Direct Numerical Simulation of two superposed viscous fluids in a rough channel: effect of the position of the interface

Direct Numerical Simulations of two superposed fluids in a turbulent channel with cavities on one wall have been performed. Three different cases have been considered with either square cavities, longitudinal riblets or staggered cubes on the lower wall, the upper wall being smooth. Two viscosity ratios between the two fluids have been used, $m=0.1$ (a fluid of lower viscosity inside the cavities), and $m=10$. The interface between the two fluids is flat mimicking the case of an infinite surface tension. The Reynolds number based on the bulk velocity is $Re=2,800$ and it corresponds to a turbulent Reynolds number $Re_\tau=180$ when both walls are smooth.

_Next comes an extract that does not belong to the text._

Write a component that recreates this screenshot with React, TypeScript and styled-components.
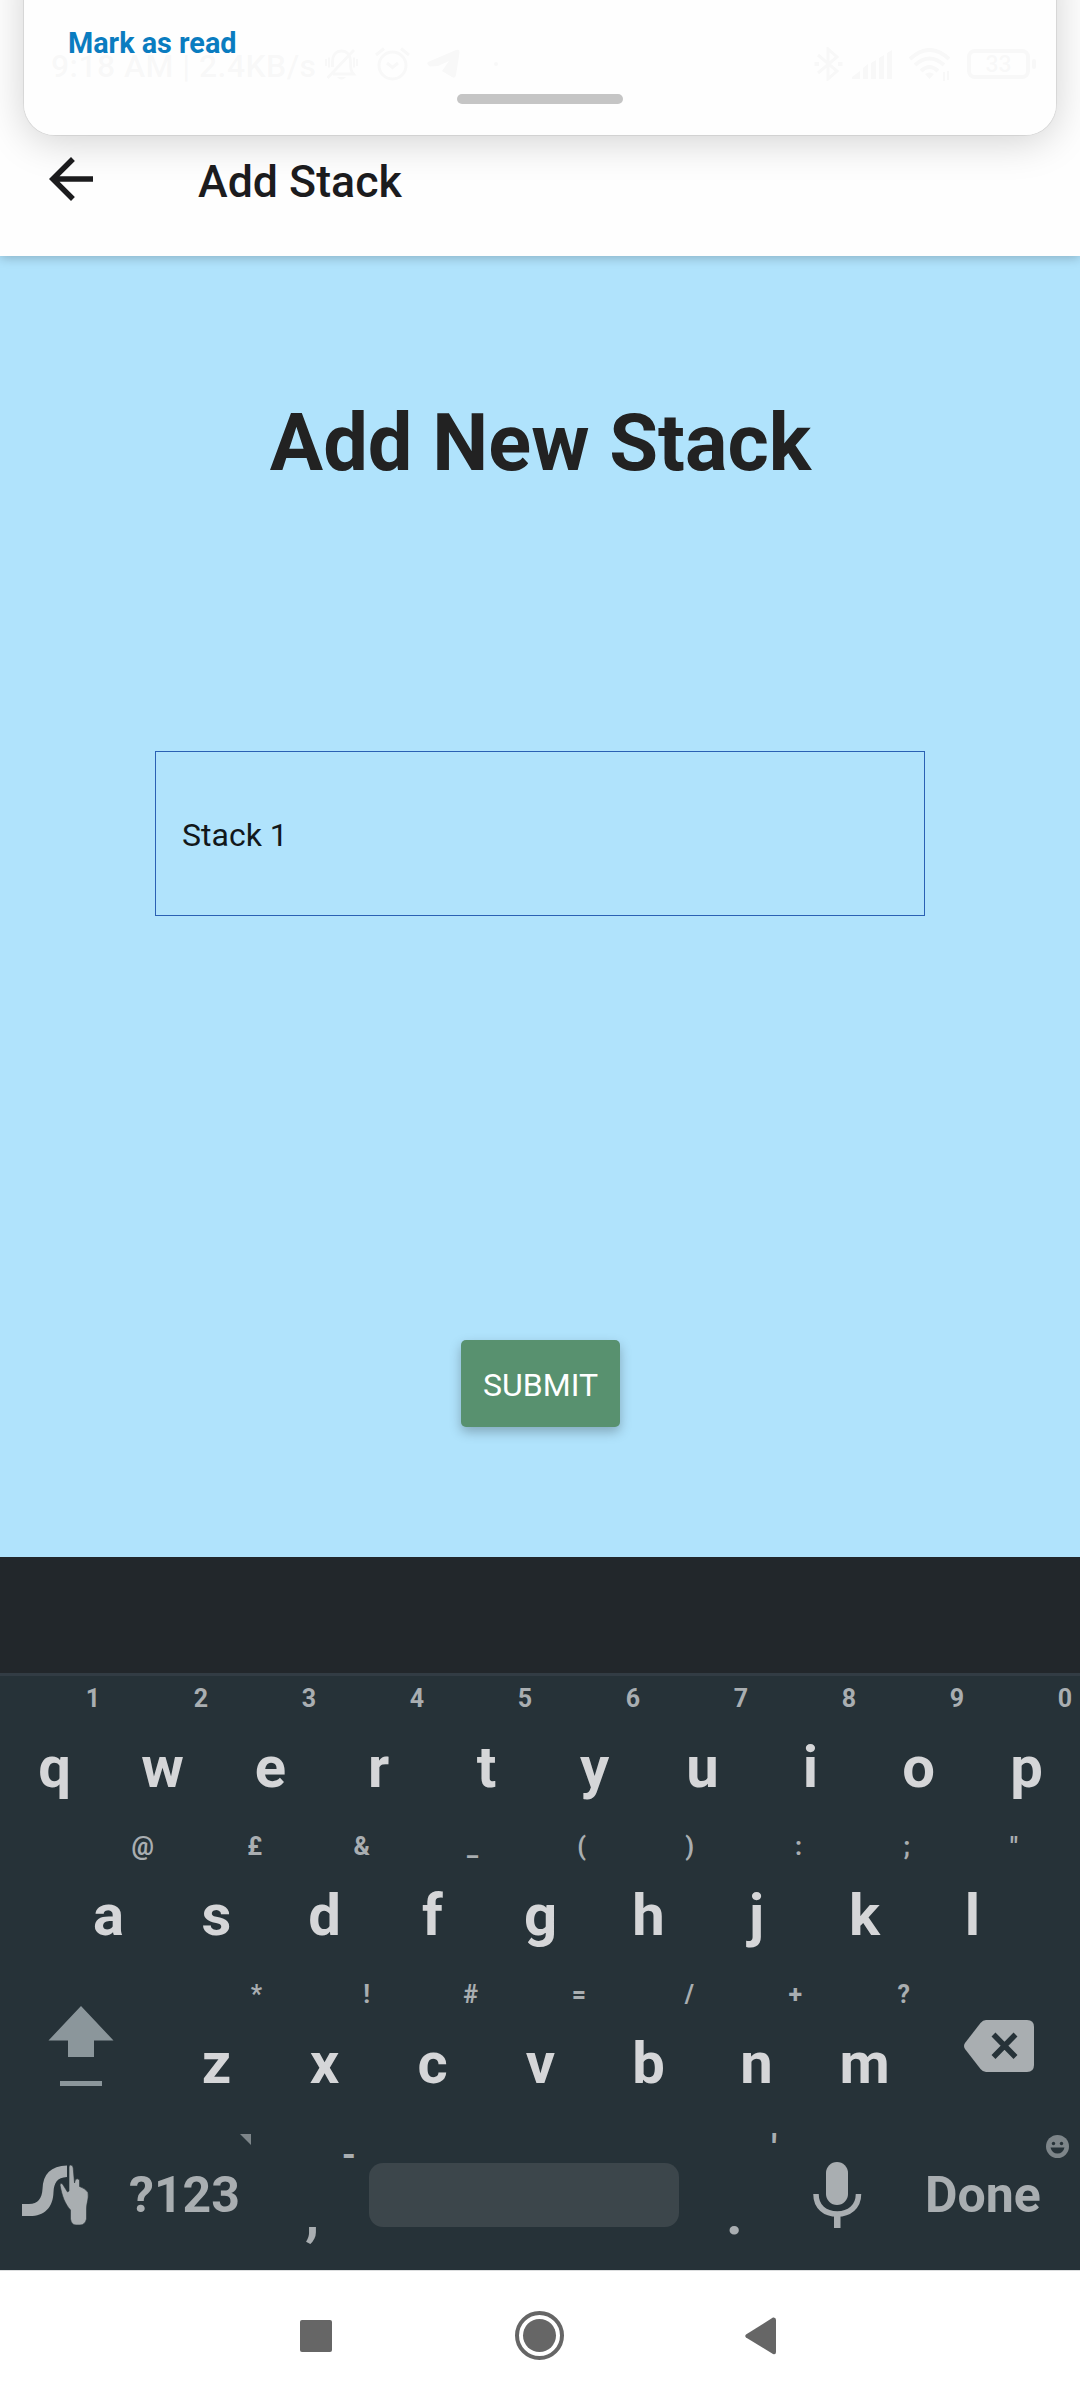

The height is approximately $h^+=9$. The position of the interface between the two fluids has been varied in the vertical direction. Two cases have been considered, one where interface is above the crests plane, and one where the interface is below the crests plane. When a thin film of low viscosity fluid is above the crests, the stagnation point on the leading edge of the roughness elements moves upward and the form drag decreases thus leading to a drag reduction of up to $30\%$. Drag reduction can be achieved even for $m>1$ due to the damping of wall normal velocity fluctuations.